The tight grip of oligarchy upon the American political system slipped a little last night in New Hampshire.
On the Democratic side, voters cast their ballots for one of the most implausible candidates in modern presidential history—less because his rhetoric was so mesmerizing or his program so inspiring than as a protest against an expected winner perceived as a lavishly compensated servitor of organized wealth.
In her concession speech, Hillary Clinton boasted of her small donors. More than 70 percent had given less than $100, she claimed: “I know that doesn’t fit with the narrative.” As Ken Vogel of Politico immediately tweeted, the claim also distorts the facts. Clinton may have a lot of donors, but the bulk of the value of her donations—85 percent—has come from the biggest givers. And her family’s personal wealth, and its foundation’s assets, can also be seen as built on the largesse of banks, corporations, and foreign governments.
The Clintons’ method has always been to dismiss allegations as “old news” or “distractions” that do not matter to voters. They present themselves as “fighters for you” while they and their senior staff are simultaneously paid by somebody else. The important thing, after all, is to elect a woman at last! And there’s a special place in hell reserved for anyone, especially any fellow woman, who thinks that the character and integrity of the particular woman may matter more than her ambition or last name.
Women and men in New Hampshire rejected that argument, along with the coy secretiveness that produced an evasive promise to “look into” the release of speech transcripts contractually owned by Hillary Clinton herself, and that led her to store sensitive public email on a privately owned server. Sometimes the only way to bring sunshine into a locked bunker is by smashing the roof in—and that’s what the voters of New Hampshire did last night.

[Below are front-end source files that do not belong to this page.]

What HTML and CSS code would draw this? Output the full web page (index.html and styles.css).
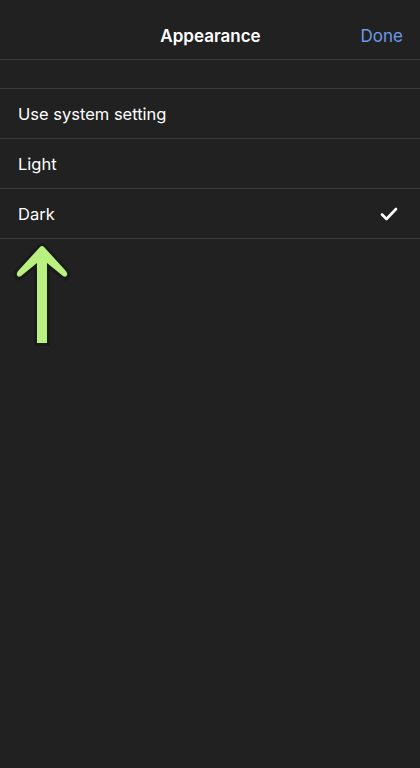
FILE: index.html
```html
<!DOCTYPE html>
<html lang="en">
<head>
  <meta charset="UTF-8" />
  <title>Appearance</title>
  <link rel="stylesheet" href="styles.css">
</head>
<body>

  <header class="navbar">
    <span class="nav-side"></span>
    <h1>Appearance</h1>
    <a class="nav-side done" href="#">Done</a>
  </header>

  <div class="spacer"></div>

  <ul class="options">
    <li>Use system setting</li>
    <li>Light</li>
    <li class="selected">
      Dark
      <svg class="check" width="18" height="14" viewBox="0 0 18 14">
        <path d="M2 7.5 L6.5 12 L16 2" fill="none" stroke="#fff" stroke-width="2.6" stroke-linecap="round" stroke-linejoin="round"/>
      </svg>
    </li>
  </ul>

  <div class="pointer">
    <svg width="60" height="110" viewBox="0 0 60 110">
      <path d="M22 107 L22 30 L10 40 Q4 44 2 38 Q0 34 6 28 L26 6 Q30 2 34 6 L54 28 Q60 34 58 38 Q56 44 50 40 L38 30 L38 107 Z" fill="#1a1a1a"/>
      <path d="M25 104 L25 24 L9 37 Q6 39 5 36 Q4 34 7 31 L28 8 Q30 6 32 8 L53 31 Q56 34 55 36 Q54 39 51 37 L35 24 L35 104 Z" fill="#b9f07f"/>
    </svg>
  </div>

</body>
</html>
```

FILE: styles.css
```css
body {
  margin: 0;
  background: #212121;
  color: #fff;
  font-family: Inter, 'Noto Sans', sans-serif;
  height: 768px;
  overflow: hidden;
}

.navbar {
  display: flex;
  align-items: center;
  justify-content: space-between;
  height: 59px;
  padding: 0 17px 0 18px;
  border-bottom: 1px solid #3a3a3a;
  box-sizing: content-box;
}

.navbar h1 {
  margin: 0;
  font-size: 17px;
  font-weight: 600;
  padding-top: 22px;
  padding-bottom: 10px;
}

.nav-side {
  width: 60px;
}

.done {
  color: #6c9ae6;
  text-decoration: none;
  font-size: 17px;
  text-align: right;
  padding-top: 22px;
  padding-bottom: 10px;
}

.spacer {
  height: 28px;
  border-bottom: 1px solid #3a3a3a;
}

.options {
  list-style: none;
  margin: 0;
  padding: 0;
}

.options li {
  display: flex;
  align-items: center;
  justify-content: space-between;
  height: 49px;
  padding: 0 22px 0 18px;
  font-size: 16.5px;
  border-bottom: 1px solid #3a3a3a;
}

.check {
  margin-top: 1px;
}

.pointer {
  padding-left: 12px;
  margin-top: 0;
}

.pointer svg {
  display: block;
}
```
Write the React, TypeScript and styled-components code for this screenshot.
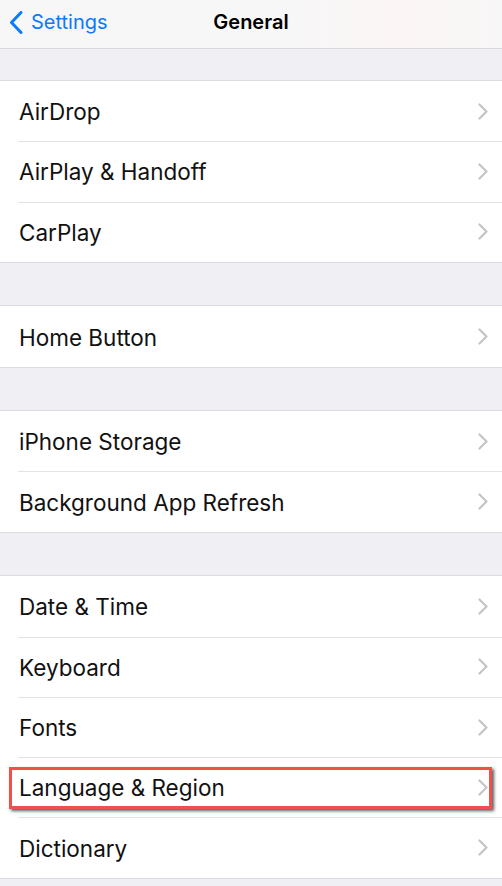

On the Republican side, the upset was, if possible, even more stunning. For 20 years and more, Republican presidential contests have operated as a policy cartel. Concerns that animate actual Republican voters—declining middle-class wages, immigration, retirement security—have been tacitly ruled out of bounds. Concerns that excite Republican donors—tax cuts, entitlement reforms—have been more-or-less unanimously accepted by all plausible candidates. Candidates competed on their life stories, on their networks of friends, and on their degree of religious commitment—but none who aspired to run a national campaign deviated much from the economic platform of the Wall Street Journal and the Club for Growth.
This year’s Republican contest, however, has proved a case study of Sigmund Freud’s “return of the repressed.” Republicans, it turns out, also worry about losing health care. They also want to preserve Social Security and Medicare in roughly their present form. They believe that immigration has costs, and that those costs are paid by people like them—even as its benefits flow to employers, investors, and foreigners. They know that their personal situation is deteriorating, and they interpret that to mean (as who wouldn’t?) that the country is declining, too. “Hope,” “growth,” “opportunity,” “choice”—those have long since dwindled to sinister euphemisms for “less,” “worse,” and “not for you.”
More than $110 million was invested in a single campaign to silence all those internal doubts. Between them, the so-called “establishment lane” candidates spent a combined $81.8 million of campaign and super PAC funds in New Hampshire alone. And what did it all buy? Everything that was supposed to be out is suddenly in. Everything that was supposed to be silenced is suddenly being said.
It may not last, not on either side. As Romney campaign manager Stuart Stevens likes to remind over-excited pundits, “the casino may not always win—but that’s the way to bet.” Very possibly the normal probabilities of politics—and the weight of money—will reassert themselves as the presidential campaigns broaden to national scale. But something that had been stuck was shaken ajar last night. Amid all the shocked headlines, the most important news of the night may be: For once, the system worked.